Augmented reality developers can win up to $100,000 in Hololens contest
Why it matters to you
If you have a great idea for an augmented reality application, now is the time to flesh it out and see if it has legs.
Microsoft has partnered up with 3D engine maker Unity to offer $150,000 in total prize money to prospective Hololens app makers. If you have a great idea for an augmented reality application and the chops to make it a reality, you could win up to $100,000 and a headset for your trouble.
Much in the way Oculus, HTC and Sony helped fund the early developments in virtual reality software, Microsoft and Unity are looking to solve the age-old chicken or the egg issue of new hardware platforms. Augmented reality has a lot of potential but until the software is there, people are not going to buy the hardware and without the hardware, software developers are not going to be so keen to create content for it.
But for $100,000? That is enough to get excited about and it’s just one of several prizes that are up for grabs. Along with that $100,000, top prize winners will walk away with a $3,000 Hololens developer edition headset and a 12-month subscription to Unity Pro. Second place gets much the same, though with a $30,000 cash prize.
There is also a third place, which comes with the same Unity subscription and Hololens headset, with $20,000 as a bonus. Five honorable mentions will each be awarded a 12-month Unity subscription.

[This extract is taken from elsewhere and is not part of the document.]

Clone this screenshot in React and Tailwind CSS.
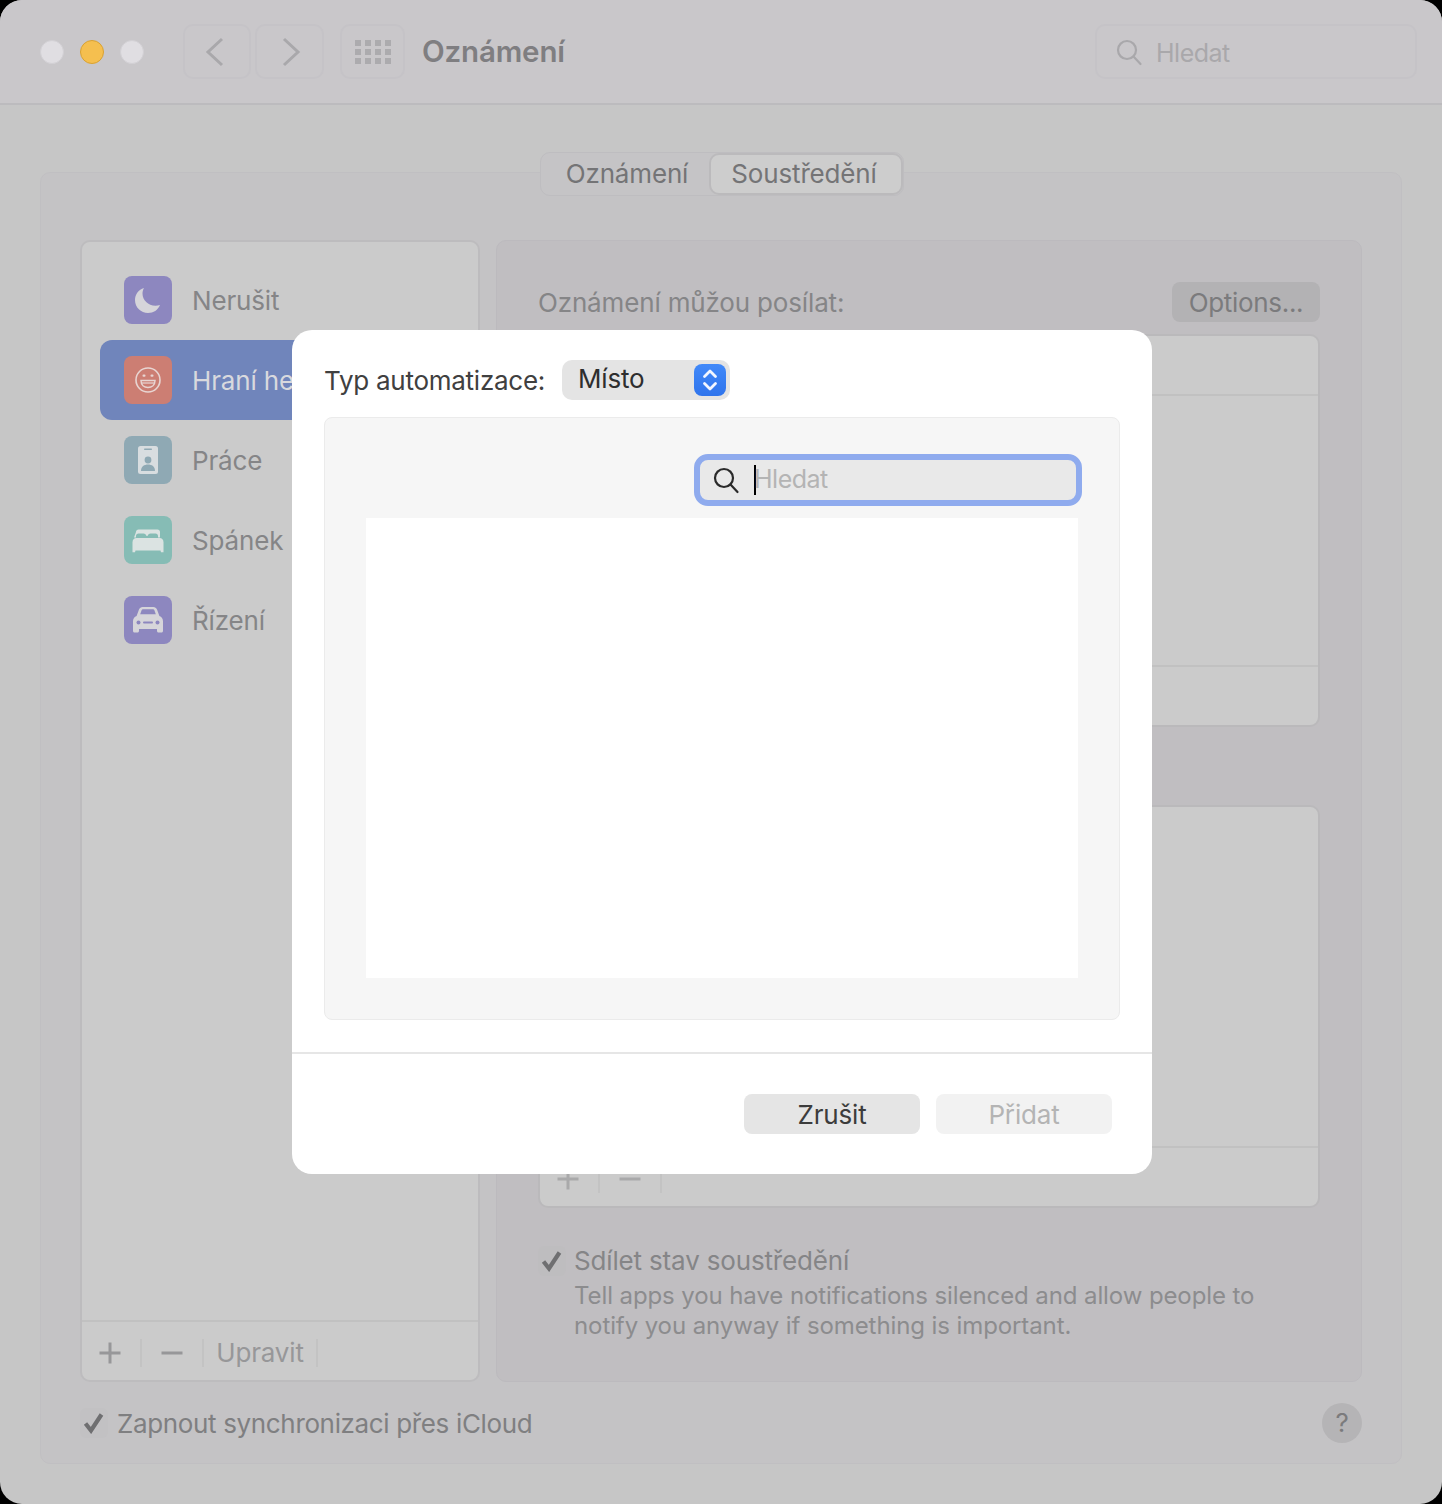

If you think you have a great idea for an application, all you need to do is craft a proposal with art, video, and details of the idea, according to MSPoweruser and submit it all through the Unity portal. From there, Microsoft and Unity will select 10 finalists who will each receive a Hololens headset on loan, to help them develop a prototype of the app.
Finalists will have a few months to work on their apps before winners are announced toward the end of 2017. For this first stage though, you have until June 10 to submit your proposals, with the finalists announced on June 16.
There are some rules, though they are not too exhaustive. You must develop in Unity, you must develop it on the Universal Windows Platform, it must be original, and you cannot use any third-party resources unless you have explicit permission to do so.
Other than that, have at it. Microsoft and Unity are specifically looking for apps that solve problems within the home, office, schools and hospitals, though they leave it relatively open. If you’re solving a problem using augmented reality, chances are they are interested.